To help further differentiate vignette groupings, we conducted an ANOVA with grouping profile as a between-subject factor and judgments of moral appropriateness as the dependent measure. There was a significant main effect of profile, F(5, 111) = 142.51, p < .001, which highlighted their distinctness. The Illegal and Antisocial profile was rated the least morally appropriate (M = 2.33, SD = .44, 95% CI [2.18–2.48]) and significantly lower than all other profiles (d’s range from −1.66 to −6.12, all p < .001) aside from Controversial Acts, (d = −.35, p = .260). The Controversial Act profile (M = 2.52, SD = .53, 95% CI [2.27–2.76]) was the next lowest and was also significantly different from all other profiles (d’s range from −2.09 to −6.16, all p’s < .001), aside from the Illegal and Antisocial profile. The Deception (M = 3.22, SD = .60, 95% CI [2.95–3.48]) and Peccadillo profiles (M = 3.64, SD = .66, 95% CI [3.35–3.92]) were both rated as slightly more morally inappropriate and were significantly different from all others [|d’s| range from .71 to 4.90, all p < .001). Finally, the Prosocial and Compassion profiles were rated as the most morally appropriate (Prosocial: M = 5.80, SD = .39, 95% CI [5.64–5.96]; Compassion: M = 5.83, SD = .49, 95% CI [5.21–6.45]). They did not differ from each other (d = .04, p = .927) and were rated significantly higher on appropriateness relative to all other profiles (d’s range from 4.02 to 6.47, all p < .001).

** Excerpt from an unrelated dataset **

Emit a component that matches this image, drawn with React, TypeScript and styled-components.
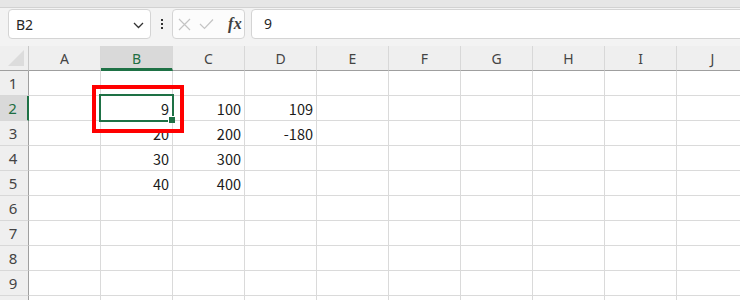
import styled, { createGlobalStyle, css } from "styled-components";

const GlobalStyle = createGlobalStyle`
  html, body {
    margin: 0;
    padding: 0;
    background: #ffffff;
    overflow: hidden;
  }
  * {
    box-sizing: border-box;
  }
`;

const COLS = ["A", "B", "C", "D", "E", "F", "G", "H", "I", "J"];
const ROWS = [1, 2, 3, 4, 5, 6, 7, 8, 9, 10];
const VISIBLE_LABELS = 9; // row 10 is only a sliver at the bottom edge

// values by row, column letter
const data: Record<number, Record<string, string>> = {
  2: { B: "9", C: "100", D: "109" },
  3: { B: "20", C: "200", D: "-180" },
  4: { B: "30", C: "300" },
  5: { B: "40", C: "400" },
};

const SEL_COL = "B";
const SEL_ROW = 2;

export default function App() {
  return (
    <>
      <GlobalStyle />
      <Page>
        <TopStrip />
        <FormulaBar>
          <NameBox>
            <span>B2</span>
            <svg width="11" height="7" viewBox="0 0 11 7">
              <path d="M1 1 L5.5 5.5 L10 1" fill="none" stroke="#333" strokeWidth="1.3" />
            </svg>
          </NameBox>
          <Dots>
            <i />
            <i />
            <i />
          </Dots>
          <FxBox>
            <svg width="13" height="13" viewBox="0 0 13 13">
              <path d="M1 1 L12 12 M12 1 L1 12" stroke="#c4c4c4" strokeWidth="1.2" />
            </svg>
            <svg width="15" height="12" viewBox="0 0 15 12">
              <path d="M1 6 L5.5 10.5 L14 1.5" fill="none" stroke="#c4c4c4" strokeWidth="1.2" />
            </svg>
            <FxLabel>fx</FxLabel>
          </FxBox>
          <FormulaInput>9</FormulaInput>
        </FormulaBar>

        <Sheet>
          <Grid>
            <Corner>
              <svg width="20" height="20" viewBox="0 0 20 20">
                <path d="M18 2 L18 18 L2 18 Z" fill="#dcdcdc" />
              </svg>
            </Corner>
            {COLS.map((c) => (
              <ColHead key={c} $selected={c === SEL_COL}>
                {c}
              </ColHead>
            ))}
            {ROWS.map((r) => (
              <Row key={r}>
                <RowHead $selected={r === SEL_ROW}>{r <= VISIBLE_LABELS ? r : ""}</RowHead>
                {COLS.map((c) => (
                  <Cell key={c}>{data[r]?.[c] ?? ""}</Cell>
                ))}
              </Row>
            ))}
          </Grid>
          <Selection>
            <FillHandle />
          </Selection>
          <Highlight />
        </Sheet>
      </Page>
    </>
  );
}

//style
const Page = styled.div`
  width: 740px;
  height: 300px;
  background: #f3f3f3;
  display: flex;
  flex-direction: column;
  overflow: hidden;
  font-family: "Noto Sans", "Open Sans", sans-serif;
`;

const TopStrip = styled.div`
  height: 8px;
  flex-shrink: 0;
  background: #e6e6e6;
  border-bottom: 1px solid #d2d2d2;
`;

const FormulaBar = styled.div`
  height: 38px;
  flex-shrink: 0;
  display: flex;
  align-items: flex-start;
  padding: 1px 0 0 8px;
`;

const boxBase = css`
  height: 30px;
  background: #ffffff;
  border: 1px solid #d4d4d4;
  border-radius: 4px;
`;

const NameBox = styled.div`
  ${boxBase};
  width: 143px;
  display: flex;
  align-items: center;
  justify-content: space-between;
  padding: 0 6px 0 7px;
  font-size: 14px;
  color: #262626;
  span {
    padding-top: 1px;
  }
  svg {
    margin-top: 2px;
  }
`;

const Dots = styled.div`
  width: 21px;
  height: 30px;
  display: flex;
  flex-direction: column;
  align-items: center;
  justify-content: center;
  gap: 2px;
  i {
    display: block;
    width: 2px;
    height: 2px;
    background: #333;
  }
`;

const FxBox = styled.div`
  ${boxBase};
  width: 73px;
  background: #fcfcfc;
  display: flex;
  align-items: center;
  gap: 8px;
  padding: 0 0 0 5px;
  svg {
    flex-shrink: 0;
  }
`;

const FxLabel = styled.span`
  font-family: "Liberation Serif", "DejaVu Serif", serif;
  font-style: italic;
  font-weight: bold;
  font-size: 16px;
  color: #404040;
  margin-left: 6px;
  letter-spacing: 0.5px;
`;

const FormulaInput = styled.div`
  ${boxBase};
  flex: 1;
  margin-left: 6px;
  margin-right: -10px;
  display: flex;
  align-items: center;
  padding: 0 0 1px 12px;
  font-size: 14px;
  color: #262626;
`;

const Sheet = styled.div`
  position: relative;
  flex: 1;
  background: #ffffff;
`;

const Grid = styled.div`
  display: grid;
  grid-template-columns: 29px repeat(10, 72px);
  grid-auto-rows: 25px;
`;

const Row = styled.div`
  display: contents;
`;

const headBase = css`
  background: #efefef;
  color: #444;
  font-size: 14px;
  display: flex;
  align-items: center;
  justify-content: center;
`;

const Corner = styled.div`
  ${headBase};
  border-right: 1px solid #c8c8c8;
  border-bottom: 1px solid #9f9f9f;
  align-items: flex-end;
  justify-content: flex-end;
  padding: 0 2px 2px 0;
`;

const ColHead = styled.div<{ $selected?: boolean }>`
  ${headBase};
  border-right: 1px solid #d8d8d8;
  border-bottom: ${(p) => (p.$selected ? "3px solid #1e7145" : "1px solid #9f9f9f")};
  background: ${(p) => (p.$selected ? "#d9d9d9" : "#efefef")};
  color: ${(p) => (p.$selected ? "#1e6e42" : "#444")};
  padding-top: ${(p) => (p.$selected ? "2px" : "0")};
`;

const RowHead = styled.div<{ $selected?: boolean }>`
  ${headBase};
  border-bottom: 1px solid #d8d8d8;
  border-right: ${(p) => (p.$selected ? "2px solid #1e7145" : "1px solid #9f9f9f")};
  background: ${(p) => (p.$selected ? "#d9d9d9" : "#efefef")};
  color: ${(p) => (p.$selected ? "#1e6e42" : "#444")};
  padding-right: 2px;
  font-size: 15px;
`;

const Cell = styled.div`
  border-right: 1px solid #dadada;
  border-bottom: 1px solid #dadada;
  display: flex;
  align-items: center;
  justify-content: flex-end;
  padding: 1px 3px 0 0;
  font-family: "Noto Sans CJK JP", "Noto Sans", sans-serif;
  font-size: 14.5px;
  color: #1a1a1a;
`;

// active cell border for B2
const Selection = styled.div`
  position: absolute;
  left: 99px;
  top: 48px;
  width: 75px;
  height: 28px;
  border: 2px solid #1e7145;
`;

const FillHandle = styled.div`
  position: absolute;
  right: -3px;
  bottom: -3px;
  width: 7px;
  height: 7px;
  background: #1e7145;
  border: 1px solid #ffffff;
  border-right: none;
  border-bottom: none;
`;

// red annotation box
const Highlight = styled.div`
  position: absolute;
  left: 92px;
  top: 39px;
  width: 92px;
  height: 48px;
  border: 4px solid #ff0000;
`;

To examine whether sex or political affiliation moderated the relationship between grouping profile and ratings of moral appropriateness, we used multi-level modeling, nesting vignette profile within subjects. Although not all participants saw the same vignettes, each subset of vignettes contained a fair spread of vignette profiles, allowing us to examine whether between-person differences affected morality ratings for different vignette profiles. Vignette profile (i.e., Deception, Controversial Acts, Peccadillo, Illegal and Antisocial, Prosocial, and Compassion) was a within-subject factor and sex (male, female)/political affiliation (liberal, moderate, conservative) were between-subject factors in separate analyses. Although there was no significant interaction with political affiliation, F(10, 21000) = 1.59, p = .101, there was for sex, F(5, 26000) = 33.39, p < .001. To follow-up on this interaction, we compared males and females on their ratings of moral appropriateness within vignette profile. Males and females significantly differed in their ratings for the Deception, Controversial Act, Illegal and Antisocial, and Prosocial profiles (all p’s < .001). Females rated the Deception, Controversial Act, and the Illegal and Antisocial profiles as less morally appropriate than males (Deception: d = .34, Controversial Act d = .56, Illegal and Antisocial d = .87), and the Prosocial profile as more morally appropriate than males (d = −.71 [males –females]), p < .001. The other profiles were similarly rated across the sexes, with the Peccadillo and Compassion profiles demonstrating no significant differences between males and females (Peccadillo: d = .14, p = .051; Compassion: d = −.04, p = .792). Thus, females, relative to males, appeared harsher in their moral judgments of negative actions, and more morally approving of prosocial actions.